An algebraic expression is a mathematical phrase that can include numbers, variables, and operation symbols. It is like a sentence in math language that needs to be decoded using rules of algebra.

The expression \(-x - y\) is an algebraic expression composed of:

• Variable terms: \(x\) and \(y\).
• Coefficients: -1 as the implicit coefficients for both \(x\) and \(y\).
• Operations: Subtraction (\(-\)).

The primary goal of working with algebraic expressions is to perform operations like substitution, simplification, and eventually solving if it's an equation. In our case, we substitute the values of known variables into the expression, turning it into a numerical operation that can be evaluated.

Simplifying expressions involves reducing an algebraic expression to its most basic form.
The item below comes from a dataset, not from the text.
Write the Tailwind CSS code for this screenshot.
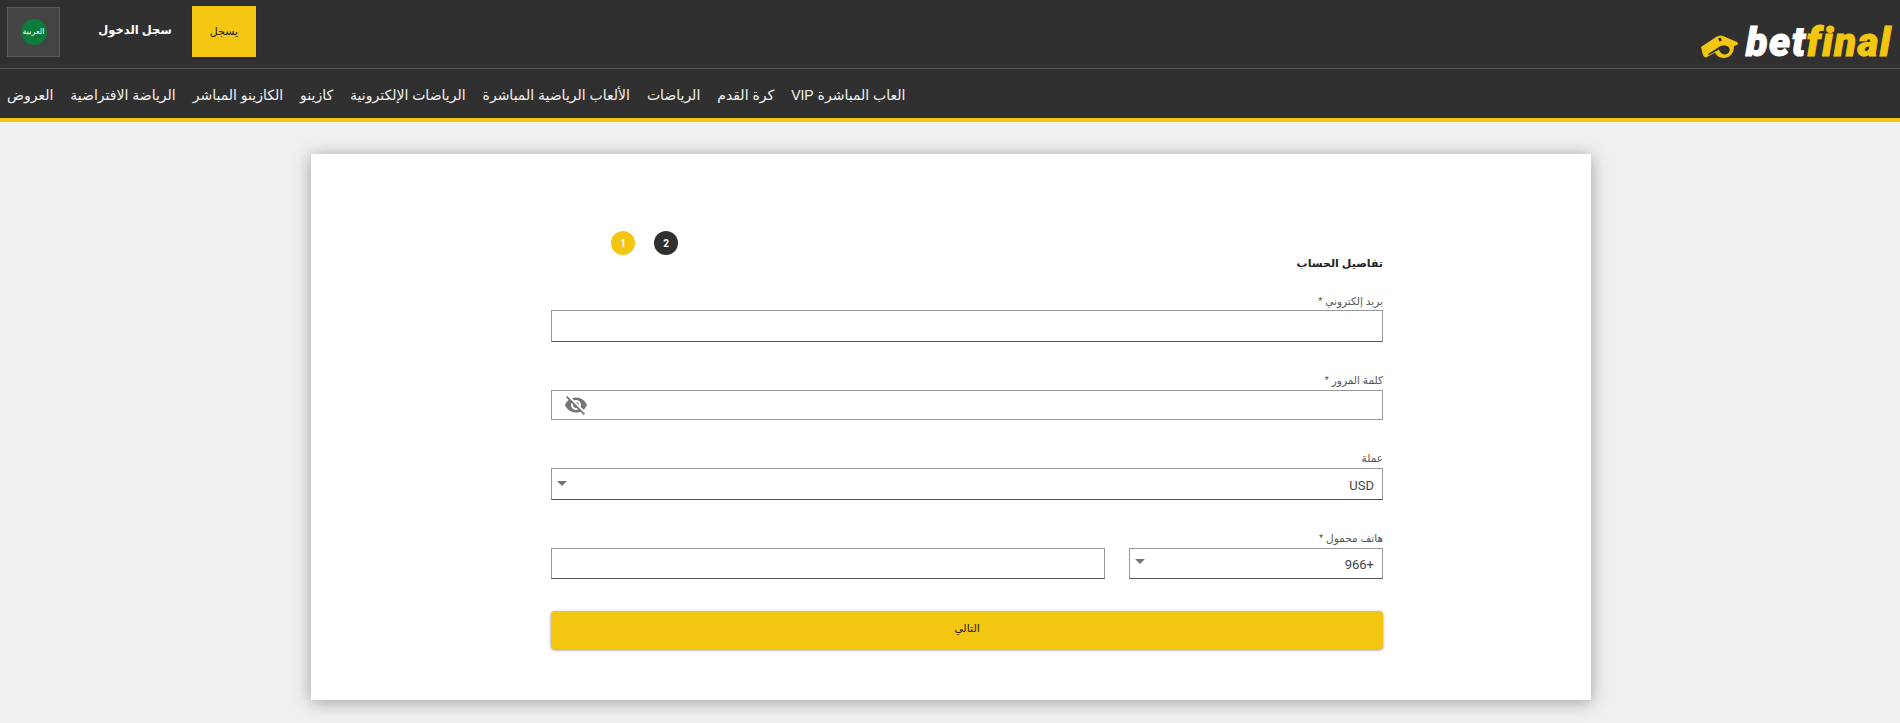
<!DOCTYPE html>
<html lang="ar" dir="rtl">
  <head>
    <meta charset="UTF-8" />
    <title>betfinal</title>
    <script src="https://cdn.jsdelivr.net/npm/@tailwindcss/browser@4"></script>
  </head>
  <body class="bg-[#f0f0f0] h-[723px] overflow-hidden font-['Liberation_Sans','DejaVu_Sans',sans-serif] text-[#333]">
    <!-- Top bar -->
    <header class="bg-[#303030] border-b-4 border-[#f3c611]">
      <div class="h-[69px] flex justify-between pr-[8px] pl-[7px] border-b border-[#555]">
        <div dir="ltr" class="flex items-center gap-[7px] pt-[18px]">
          <svg viewBox="0 0 38 25" class="w-[38px] h-[25px] mt-[6px]">
            <path fill="#f3c611" d="M0 13 15 3Q19 .5 22 2L36 8Q38 10 36 11L33 12C33 20 28 24 23 24 18 24 15 21 14 18.500L6 23Q3 24 2 21Z" />
            <path fill="#303030" d="M7 20 18 13C21 11 26 11 28 13.500 30 16.500 27.500 20.500 24 20.500 21 20.500 18.500 18 18 15.500L8 21ZM17 4.500 19.500 3.500 21 6.500 18.500 7.500Z" />
          </svg>
          <span class="text-[40px] leading-none font-black italic tracking-[1.500px] [-webkit-text-stroke:1px] font-['Roboto',sans-serif] text-white">bet<span class="text-[#f3c611]">final</span></span>
        </div>
        <div class="flex items-start pt-[6px]">
          <a href="#" class="w-[64px] h-[51px] bg-[#f3c611] flex items-center justify-center text-[11px] text-[#222] shadow-sm">يسجل</a>
          <a href="#" class="w-[132px] h-[49px] pl-[18px] flex items-center justify-center text-[11.500px] font-bold text-white">سجل الدخول</a>
          <div class="w-[53px] h-[50px] mt-[1px] bg-[#444] border border-[#5a5a5a] flex items-center justify-center">
            <span class="w-[26px] h-[26px] rounded-full bg-[#0b7a3b] flex items-center justify-center text-[8px] text-white">العربية</span>
          </div>
        </div>
      </div>
      <nav class="h-[49px] pt-[3px] flex items-center justify-end gap-[17px] pl-[7px] text-[14px] text-[#f2f2f2]">
        <a href="#">العاب المباشرة VIP</a>
        <a href="#">كرة القدم</a>
        <a href="#">الرياضات</a>
        <a href="#">الألعاب الرياضية المباشرة</a>
        <a href="#">الرياضات الإلكترونية</a>
        <a href="#">كازينو</a>
        <a href="#">الكازينو المباشر</a>
        <a href="#">الرياضة الافتراضية</a>
        <a href="#">العروض</a>
      </nav>
    </header>

    <main class="flex justify-center pt-[32px] pl-[2px]">
      <section class="w-[1280px] h-[546px] bg-white shadow-[0_2px_16px_rgba(0,0,0,0.35)] pr-[208px]">
        <form class="w-[832px] pt-[77px]">
          <!-- Steps -->
          <div class="flex justify-end gap-[19px] pl-[60px]">
            <span class="w-[24px] h-[24px] rounded-full bg-[#303030] text-white text-[10px] font-bold flex items-center justify-center font-['Roboto',sans-serif]">2</span>
            <span class="w-[24px] h-[24px] rounded-full bg-[#f3c611] text-white text-[10px] font-bold flex items-center justify-center font-['Roboto',sans-serif]">1</span>
          </div>
          <h2 class="text-[11px] font-bold leading-[16px] text-[#222]">تفاصيل الحساب</h2>

          <label class="block mt-[24px] text-[10.500px] leading-[12px] text-[#555]">بريد إلكتروني *</label>
          <div class="mt-[3px] h-[32px] border border-[#999] border-b-[#555]"></div>

          <label class="block mt-[32px] text-[10.500px] leading-[12px] text-[#555]">كلمة المرور *</label>
          <div class="mt-[4px] h-[30px] border border-[#999] flex items-center justify-end pl-[12px]">
            <svg viewBox="0 0 24 24" class="w-[24px] h-[24px] fill-[#757575]"><path d="M12 7c2.76 0 5 2.24 5 5 0 .65-.13 1.26-.36 1.83l2.92 2.92c1.51-1.26 2.7-2.89 3.43-4.75-1.73-4.39-6-7.500-11-7.500-1.400 0-2.740.25-3.980.7l2.160 2.160C10.740 7.130 11.350 7 12 7zM2 4.270l2.280 2.280.46.46C3.080 8.300 1.780 10.020 1 12c1.730 4.390 6 7.500 11 7.500 1.550 0 3.030-.3 4.380-.84l.42.42L19.730 22 21 20.730 3.270 3 2 4.270zM7.530 9.800l1.550 1.550c-.05.21-.08.43-.08.65 0 1.660 1.340 3 3 3 .22 0 .44-.03.65-.08l1.550 1.550c-.67.33-1.410.53-2.200.53-2.760 0-5-2.240-5-5 0-.79.2-1.530.53-2.200zm4.310-.78l3.150 3.150.02-.16c0-1.660-1.340-3-3-3l-.17.01z" /></svg>
          </div>

          <label class="block mt-[32px] text-[10.500px] leading-[12px] text-[#555]">عملة</label>
          <div class="mt-[4px] h-[32px] border border-[#999] border-b-[#555] flex items-center justify-between pr-[8px] pl-[5px] text-[13px] text-[#444] font-['Roboto',sans-serif]">
            <span class="pt-[3px]">USD</span>
            <span class="w-0 h-0 mb-[2px] border-x-[5px] border-x-transparent border-t-[5px] border-t-[#757575]"></span>
          </div>

          <label class="block mt-[32px] text-[10.500px] leading-[12px] text-[#555]">هاتف محمول *</label>
          <div class="mt-[4px] flex gap-[24px]">
            <div class="w-[254px] h-[31px] border border-[#999] border-b-[#555] flex items-center justify-between pr-[8px] pl-[5px] text-[13px] text-[#444] font-['Roboto',sans-serif]">
              <span class="pt-[2px]">+966</span>
              <span class="w-0 h-0 mb-[4px] border-x-[5px] border-x-transparent border-t-[5px] border-t-[#757575]"></span>
            </div>
            <div class="flex-1 h-[31px] border border-[#999] border-b-[#555]"></div>
          </div>

          <button type="button" class="block w-full mt-[32px] h-[38px] pb-[4px] rounded-[4px] bg-[#f3c611] text-[11px] text-[#222] shadow-[0_1px_3px_rgba(0,0,0,0.45)]">التالي</button>
        </form>
      </section>
    </main>
  </body>
</html>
This often includes combining like terms, eliminating parentheses, or reducing arithmetic operations.

Once variable substitution is done, the expression \(-(-2) - (-1)\) allows us to perform simplification:

• Negating a negative converts it to a positive, so \(-(-2)\) becomes \(2\).
• Similarly, \(-(-1)\) becomes \(1\).

Simplification helps in making the expression much clearer and concise. After these operations, the simplified form is \(2 + 1\). Finally, evaluating this gives a result of \(3\).
The concept of simplifying is valuable as it allows anyone working with algebra to easily manage complex expressions and arrive at straightforward solutions.